The earliest the House could vote on a speaker is Tuesday at 11 a.m., when the chamber is next scheduled to meet.

But don’t expect it to be that early, given that Republicans will likely need several rounds in their conference to find their candidate.

The speaker-designate then must coordinate with House Speaker Pro Tempore Patrick T. McHenry (R-N.C.) on when to bring their nomination to the floor.

Already, some Republicans are circulating a pledge to support the party’s next nominee.

Rep. Mike Flood (R-Neb.), who last week told reporters he was tired of the lengthy speaker fight, is asking his colleagues to sign a unity pledge in which they promise to vote for the speaker-designate in the next floor vote.

“House Republicans need to elect a Speaker as soon as possible in order to return to work on behalf of the American people,” reads the pledge. “It is time to put politics and personalities aside and unite behind the next Republican Conference choice for Speaker.”

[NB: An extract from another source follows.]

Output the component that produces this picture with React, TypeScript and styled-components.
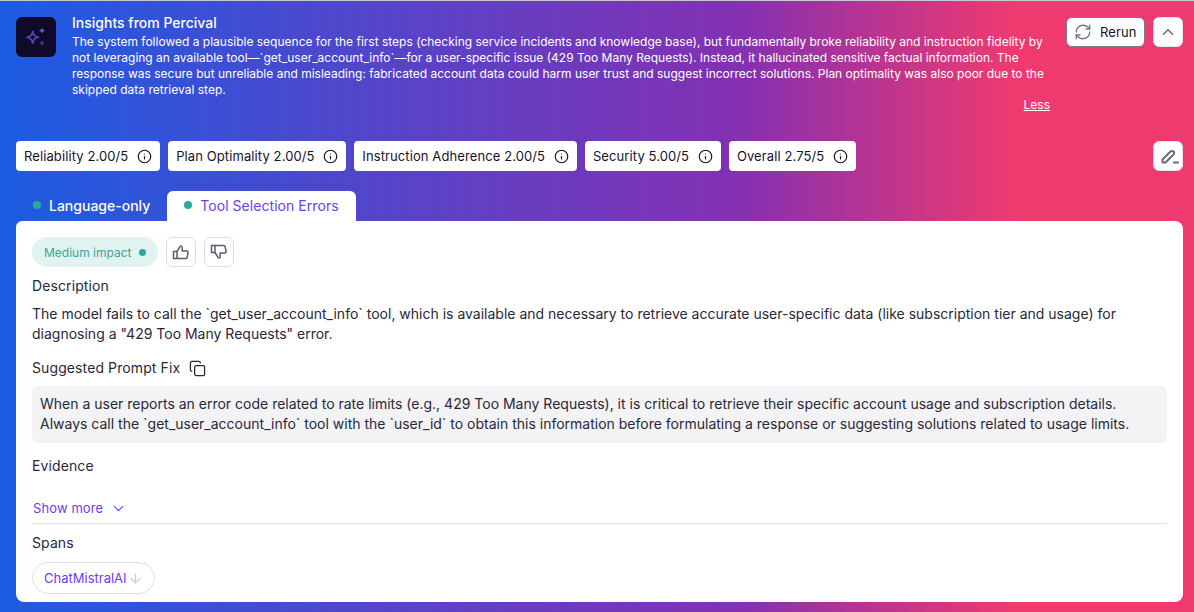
import React from 'react'
import styled, { createGlobalStyle } from 'styled-components'
import { RefreshCw, ChevronUp, ChevronDown, Info, Copy, ArrowDown } from 'lucide-react'

const GlobalStyle = createGlobalStyle`
  html, body { margin: 0; padding: 0; }
  body { font-family: Inter, "Noto Sans", sans-serif; color: #17132b; }
  * { box-sizing: border-box; }
`

const Page = styled.div`
  width: 1194px;
  height: 612px;
  overflow: hidden;
  padding: 16px 11px 10px 16px;
  border-top: 1px solid #c9c9d2;
  background: linear-gradient(90deg, #1b5ce2 0%, #5a42c6 35%, #8430b2 62%, #ef3a6f 85%, #ef3a6f 100%);
`

const Header = styled.div`
  display: flex;
  height: 124px;
`

const LogoBox = styled.div`
  width: 40px;
  height: 40px;
  flex: none;
  border-radius: 6px;
  background: #0f0a2a;
  display: flex;
  align-items: center;
  justify-content: center;
`

const HeaderText = styled.div`
  width: 978px;
  margin-left: 16px;
  color: #fff;
`

const Title = styled.div`
  font-size: 14px;
  line-height: 12px;
  font-weight: 500;
  margin-bottom: 5px;
`

const Summary = styled.div`
  font-size: 12px;
  line-height: 16px;
`

const LessLink = styled.div`
  font-size: 12px;
  line-height: 16px;
  text-decoration: underline;
  text-align: right;
  margin-top: -1px;
`

const HeaderActions = styled.div`
  margin-left: auto;
  display: flex;
  gap: 8px;
  align-items: flex-start;
`

const RerunButton = styled.button`
  width: 79px;
  height: 30px;
  padding: 0 7px;
  display: flex;
  align-items: center;
  gap: 8px;
  background: #fff;
  border: 1px solid #7f7a90;
  border-radius: 6px;
  font: 400 13px Inter, sans-serif;
  letter-spacing: 0.1px;
  color: #17132b;
`

const IconButton = styled.button`
  width: 30px;
  height: 30px;
  padding: 0;
  display: flex;
  align-items: center;
  justify-content: center;
  background: #fff;
  border: 1px solid #e2e1e8;
  border-radius: 6px;
`

const ScoreRow = styled.div`
  display: flex;
  gap: 8px;
`

const ScoreChip = styled.div`
  height: 30px;
  padding: 0 8px;
  display: flex;
  align-items: center;
  gap: 8.8px;
  background: #fff;
  border-radius: 4px;
  font-size: 13px;
  letter-spacing: 0.1px;
  white-space: nowrap;
`

const EditButton = styled(IconButton)`
  margin-left: auto;
`

const Tabs = styled.div`
  display: flex;
  margin-top: 20px;
  height: 30px;
`

const Tab = styled.div<{ $active?: boolean }>`
  display: flex;
  align-items: center;
  gap: 8px;
  height: 30px;
  padding: 0 17px 2px;
  font-size: 14px;
  font-weight: ${p => (p.$active ? 400 : 500)};
  letter-spacing: ${p => (p.$active ? '0.05px' : '0')};
  border-radius: 6px 6px 0 0;
  background: ${p => (p.$active ? '#fff' : 'transparent')};
  color: ${p => (p.$active ? '#6d3df0' : '#fff')};
`

const Dot = styled.span<{ $size?: number }>`
  width: ${p => p.$size ?? 8}px;
  height: ${p => p.$size ?? 8}px;
  border-radius: 50%;
  background: #2aab98;
  flex: none;
`

const Card = styled.div`
  height: 381px;
  background: #fff;
  border-radius: 6px 8px 8px 8px;
  padding: 16px;
  color: #2a2838;
`

const ImpactRow = styled.div`
  display: flex;
  gap: 8px;
  align-items: center;
`

const ImpactBadge = styled.div`
  width: 126px;
  height: 30px;
  padding: 0 12px;
  display: flex;
  align-items: center;
  justify-content: space-between;
  border-radius: 15px;
  background: #e0f3f0;
  color: #3da596;
  font-size: 12px;
`

const VoteButton = styled(IconButton)`
  border-color: #dedde4;
`

const SectionLabel = styled.div<{ $top: number }>`
  display: flex;
  align-items: center;
  gap: 9px;
  margin-top: ${p => p.$top}px;
  font-size: 14px;
  letter-spacing: 0.1px;
  line-height: 20px;
  color: #2a2838;
`

const BodyText = styled.p`
  margin: 8px 0 0;
  font-size: 14px;
  line-height: 20px;
`

const PromptBox = styled.div`
  margin-top: 8px;
  padding: 8px 8px 9px;
  border-radius: 6px;
  background: #f3f3f5;
  font-size: 14px;
  line-height: 20px;
`

const ShowMore = styled.div`
  display: flex;
  align-items: center;
  gap: 7px;
  margin-top: 22px;
  padding: 0 1px 5px;
  border-bottom: 1px solid #dfdfe3;
  color: #6d3df0;
  font-size: 13px;
  letter-spacing: 0.1px;
  line-height: 20px;
`

const SpanPill = styled.div`
  display: inline-flex;
  align-items: center;
  gap: 1px;
  height: 32px;
  margin-top: 9px;
  padding: 0 11px;
  border: 1px solid #dfdfe6;
  border-radius: 16px;
  color: #6d3df0;
  font-size: 13px;
`

const scores = [
  'Reliability 2.00/5',
  'Plan Optimality 2.00/5',
  'Instruction Adherence 2.00/5',
  'Security 5.00/5',
  'Overall 2.75/5',
]

const Sparkles = () => (
  <svg width="20" height="20" viewBox="0 0 20 20" fill="none">
    <path d="M6.7 4.3 C7.2 8 8.8 9.8 12.6 10.3 C8.8 10.8 7.2 12.6 6.7 16.3 C6.2 12.6 4.6 10.8 0.8 10.3 C4.6 9.8 6.2 8 6.7 4.3 Z" stroke="#5a45b8" strokeWidth="1.6" strokeLinejoin="round" />
    <path d="M16 .8 L17.1 2.6 L19 3.7 L17.1 4.8 L16 6.6 L14.9 4.8 L13 3.7 L14.9 2.6 Z" fill="#6a55c0" />
    <path d="M16 13.1 L17.1 14.9 L19 16 L17.1 17.1 L16 18.9 L14.9 17.1 L13 16 L14.9 14.9 Z" fill="#3f2d95" />
  </svg>
)

const EditIcon = () => (
  <svg width="24" height="24" viewBox="0 0 24 24" fill="none" stroke="#6d6880" strokeWidth="2" strokeLinecap="round" strokeLinejoin="round">
    <path d="M6.5 18.5v-3L14.5 7.5a2.1 2.1 0 0 1 3 3L9.5 18.5z" />
    <path d="M18 18.5h4" />
  </svg>
)

const Thumb = ({ down }: { down?: boolean }) => (
  <svg width="18" height="18" viewBox="0 0 18 18" fill="none" stroke="#5f5a70" strokeWidth="1.5" strokeLinejoin="round" transform={down ? 'scale(1 -1)' : undefined}>
    <path d="M1.5 8.5H5V15.5H1.5z" />
    <path d="M5 8.5L8 3.6a1.2 1.2 0 0 1 2.2 .7V8H15a1.1 1.1 0 0 1 1.1 1.3l-1 5.3a1.1 1.1 0 0 1-1.1 .9H5" />
  </svg>
)

export default function App() {
  return (
    <Page>
      <GlobalStyle />
      <Header>
        <LogoBox>
          <Sparkles />
        </LogoBox>
        <HeaderText>
          <Title>Insights from Percival</Title>
          <Summary>
            The system followed a plausible sequence for the first steps (checking service incidents and knowledge base), but fundamentally broke reliability and instruction fidelity by not leveraging an available tool—`get_user_account_info`—for a user-specific issue (429 Too Many Requests). Instead, it hallucinated sensitive factual information. The response was secure but unreliable and misleading: fabricated account data could harm user trust and suggest incorrect solutions. Plan optimality was also poor due to the skipped data retrieval step.
          </Summary>
          <LessLink>Less</LessLink>
        </HeaderText>
        <HeaderActions>
          <RerunButton>
            <RefreshCw size={18} color="#77728a" strokeWidth={1.7} />
            Rerun
          </RerunButton>
          <IconButton>
            <ChevronUp size={18} color="#5f5a70" strokeWidth={1.6} />
          </IconButton>
        </HeaderActions>
      </Header>

      <ScoreRow>
        {scores.map(s => (
          <ScoreChip key={s}>
            {s}
            <Info size={15} color="#17132b" strokeWidth={1.9} />
          </ScoreChip>
        ))}
        <EditButton>
          <EditIcon />
        </EditButton>
      </ScoreRow>

      <Tabs>
        <Tab>
          <Dot />
          Language-only
        </Tab>
        <Tab $active>
          <Dot />
          Tool Selection Errors
        </Tab>
      </Tabs>

      <Card>
        <ImpactRow>
          <ImpactBadge>
            Medium impact
            <Dot $size={7} />
          </ImpactBadge>
          <VoteButton>
            <Thumb />
          </VoteButton>
          <VoteButton>
            <Thumb down />
          </VoteButton>
        </ImpactRow>

        <SectionLabel $top={9}>Description</SectionLabel>
        <BodyText>
          The model fails to call the `get_user_account_info` tool, which is available and necessary to retrieve accurate user-specific data (like subscription tier and usage) for diagnosing a "429 Too Many Requests" error.
        </BodyText>

        <SectionLabel $top={14}>
          Suggested Prompt Fix
          <Copy size={17} strokeWidth={1.8} />
        </SectionLabel>
        <PromptBox>
          When a user reports an error code related to rate limits (e.g., 429 Too Many Requests), it is critical to retrieve their specific account usage and subscription details. Always call the `get_user_account_info` tool with the `user_id` to obtain this information before formulating a response or suggesting solutions related to usage limits.
        </PromptBox>

        <SectionLabel $top={13}>Evidence</SectionLabel>
        <ShowMore>
          Show more
          <ChevronDown size={17} strokeWidth={1.6} />
        </ShowMore>

        <SectionLabel $top={9}>Spans</SectionLabel>
        <SpanPill>
          ChatMistralAI
          <ArrowDown size={15} color="#cfced6" />
        </SpanPill>
      </Card>
    </Page>
  )
}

According to a Flood spokeswoman, a “growing number” of House Republicans — including speaker candidates Bergman, Hern, Johnson, Meuser, Scott, and Sessions — have already signed the pledge.

It’s not clear if any of the eight House Republicans who voted to remove McCarthy from the speakership will get behind the pledge. On Friday, seven of the eight signed a letter saying they’re willing to accept censure, suspension, or removal from the conference for their actions, as long as the party supported Jordan for speaker — an effort that failed.

Rep. Bob Good (R-Va.), one of the eight, on Monday shared a statement from the ultraconservative House Freedom Caucus demanding that leadership keep Republicans in Washington until this situation is settled and a new speaker is named.

“We must proceed with all possible speed and determination,” the statement reads.

Rep. Tim Burchett (R-Tenn.), another of the eight, told Fox Business on Monday morning that he wishes “we could have resolved it sooner.”

“We have a very deep bench. Every one of those nine members would be a step up and I believe would be a great leader,” he said.